I decided to try this method with my son.

“Hey bud, do you want to make up a fun story?”

…His immediate response: “YESSS!”

We sat down, knee to knee, and began the story. I told him when I clapped my hands, he had to make up something silly to go along with the story. It was magical. But what really struck me is it reminded me how important it is to truly listen. Our children, family, friends, employees–they all want to be heard. We especially want our children to know they have a voice and we are listening. Make a point to turn off all the internal chatter at least twice a day; once in the morning, once in the evening.

Learning from Mistakes

The Maze exercise is one I utilize frequently to demonstrate the importance of being resilient to mistakes. Here is a snapshot:

  1. Two teams of the same number
  2. A maze segmented into squares with hidden buzzers
  3. If a teammate steps on an incorrect square, a buzzer will sound
  4. If you sound a buzzer, you must return the same way you entered, otherwise it is considered an “avoidable mistakes,” costing you $100,000 (fake money, of course!)
  5. First team to finish wins

After conducting this exercise, we ask participants why we call these mistakes avoidable. When you compare The Maze to the real world, it shows how important it is to reflect on your mistakes, learn from them, and never do them twice.

Cue parenting. My son loves to run. Why walk when you can run?! Not long ago, we were running home and he fell and scraped his knee on the sidewalk. He was very upset, so my husband carried him home. Once he stopped crying, we asked him if he’d like to go back to the spot where he had fallen to conquer it. He said yes. We went back the spot and my son confidently ran over it. He turned around and said proudly, “Mommy, I did it without falling this time!” Tears of joy filled my eyes–I was so proud of that little boy.

Cue managing. Your employees are going to make mistakes–and I hate to break it you to–but you will too. It can be painstaking, but it’s important to understand why that mistake happened. How could it have been avoided? What can be done to fix it now and prevent it in the future? Bonus points if you are willing to share your mistakes with others as to make them more preventable.

People are Motivated Differently

Say what you want about behavioral profiles such as DISC, Myers Briggs or Predictive Index. The underlying principle each aims to teach is that we are all motivated and driven differently. These exercises help provide data, detail and suggestions to take advantage of these differences.

Listen up managers. This is a big one. We all know those people that are “doers” and quickly get promoted to managers. This could also be said about becoming a parent. A major issue with new managers is they expect employees to do their job in the same way they do their own. Can you blame them? Of course not. But inevitably, managers will have an employee where that simply does not work. Frustration kicks in, performance issues arise, and a star employee is suddenly looking for employment elsewhere. 70% of employees leave because of their manager. That is a BIG statistic.  I cannot stress this enough: The only person you can change is yourself. People can be successful, even if their process is different than yours. Learn to adapt your style in a way that will motivate that person to find the solution on their own. Your way is not always the highway.

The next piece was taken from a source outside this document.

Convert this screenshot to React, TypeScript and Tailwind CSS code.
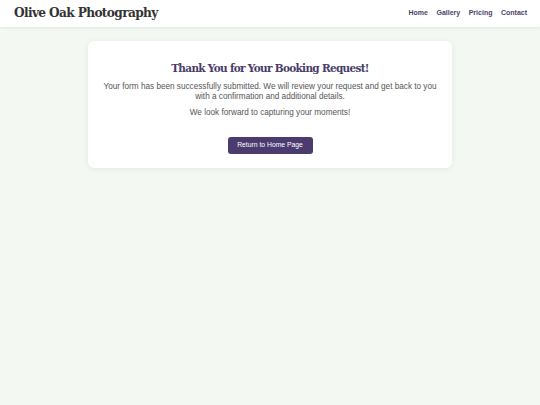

Parents. This is where I need to look to parents with older children. How do you handle it when your child decides they want to join drama rather than football? Or that they aren’t into construction and instead want to be a teacher? Here’s what I’ve learned from personal experience. If I let my 3-year-old son dress himself, he’d always be naked. So, I give him two options to pick from. If he picks the shirt from option one and the pants from option two, we’ve still reached the larger goal of being clothed in public. He usually ends up finding swim goggles, or vision goggles as he has termed them, to add to this outfit (in December). Can’t knock him for accessorizing!

In closing, the point I constantly try to make is this; learning is all around us and knowledge can be gained from one context and used in another. Whether you use management training strategies to help raise your children or TV show examples at work, take a moment at the end of each day to think about how you might be able to utilize what you’ve learned over the last 24 hours in other contexts in your life. I hope what you find pleasantly surprises you–I know it continually does for me.

So, here’s the TLDR version I’ll leave you with today:

  • Everyone has a story, so instead of constantly telling yours, be open to listening and learning from others as they speak to you. Listen with the intent to understand.
  • Learn from mistakes. Mistakes are vital to our personal and professional growth. Learn what knocked you down, how you got back up, and how you will stay up.
  • Different is okay. Make it priority #1 to be adaptable to your employee’s / child’s methods. Your way may not be the best way for them. If they’re meeting goals and making you proud, then give them the freedom to choose how they achieve that.